‘The Diary Of Anne Frank’ Copyright Controversy Escalates
Anne Frank died 70 years ago at a German concentration camp called Bergen-Belsen. Anne, a 15-year-old Jewish girl, died at the prison after being arrested and after having spent years in hiding with her family and others to escape from the Nazis during World War II.
In 1942, Anne Frank, her father Otto, mother Edith, and sister Margot, along with four other people of Jewish persuasion, took refuge and hid in the secret annex to avoid being sent to concentration camps and the likelihood of death. Besides the Frank family, Hermann and Auguste van Pels with their son Peter, and Fritz Pfeffer lived in the cramped hideout. Everyone lived in constant fear of discovery.
Anne Frank started keeping a diary from her 13th birthday. She took her diary to the hiding place. Anne spent most of the time in the hideout thinking about life, and recorded her thoughts in her diary.
Anne didn’t just keep a diary during her time in the secret annex. She also wrote short stories and collected her favorite sentences by other writers in a notebook. Anne hoped for her diary to be published as a novel after the war.
But Anne never managed to finish her literary works. Anne, her family, and the others in hiding were unfortunately discovered and arrested before she was able to complete her work. On August 4, 1944, someone betrayed everyone in the secret annex and all were arrested. Anne, her family and the others were all deported to the Westerbork transit camp, and then on to Bergen-Belsen and Auschwitz concentration camps.
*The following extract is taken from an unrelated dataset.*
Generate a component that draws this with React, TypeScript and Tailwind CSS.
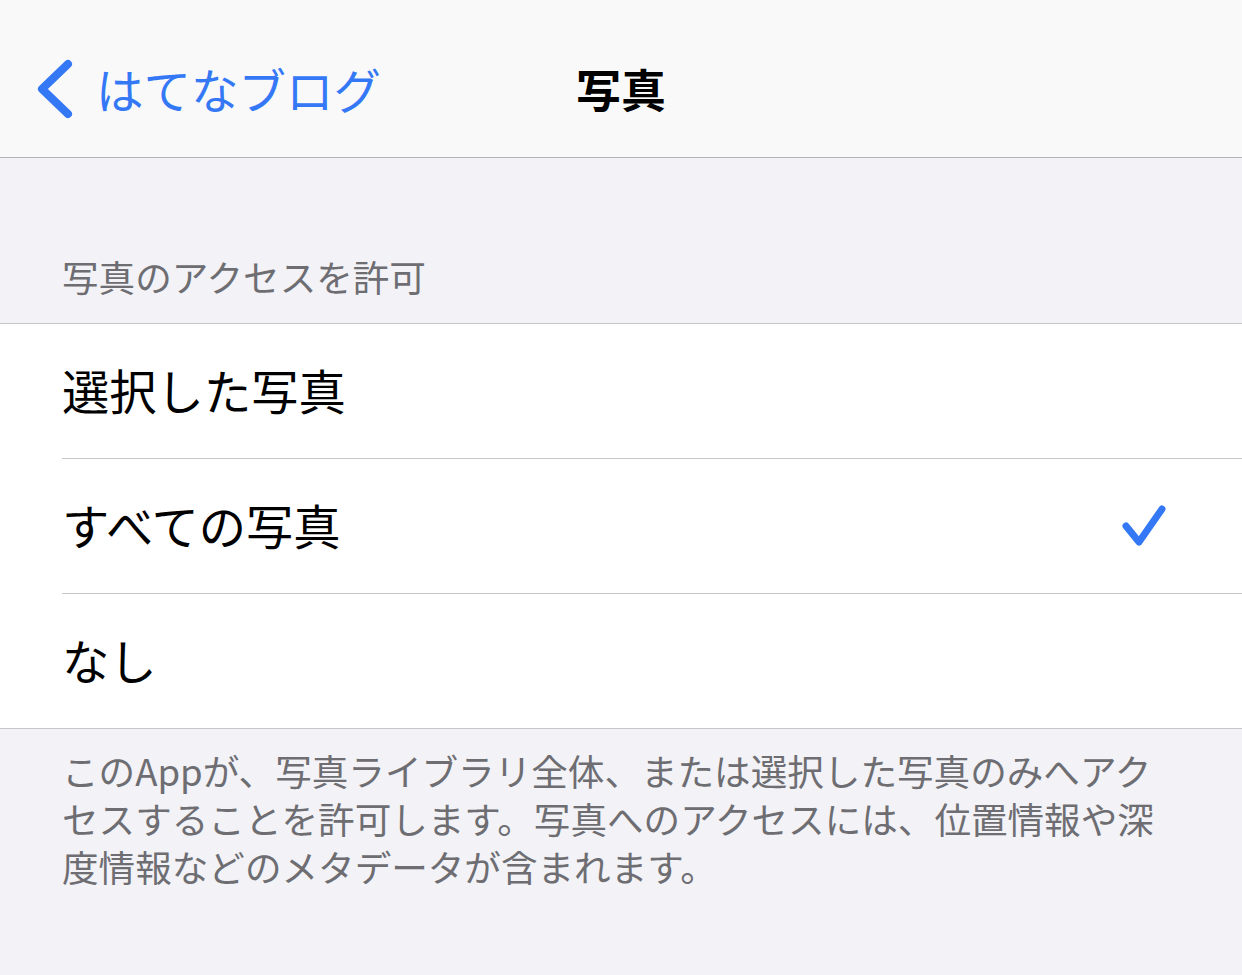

Anne Frank’s father, Otto Frank is the only person from the secret annex to survive the camps. All others in the small group died. The identity of their betrayer has never been established.
Otto Frank, the family’s only survivor, tried to secure Anne’s legacy by arranging for her diary and notebooks to be published. Additionally, in 1960, Otto Frank and the City of Amsterdam helped save the building where the family had hidden – now called the Anne Frank House.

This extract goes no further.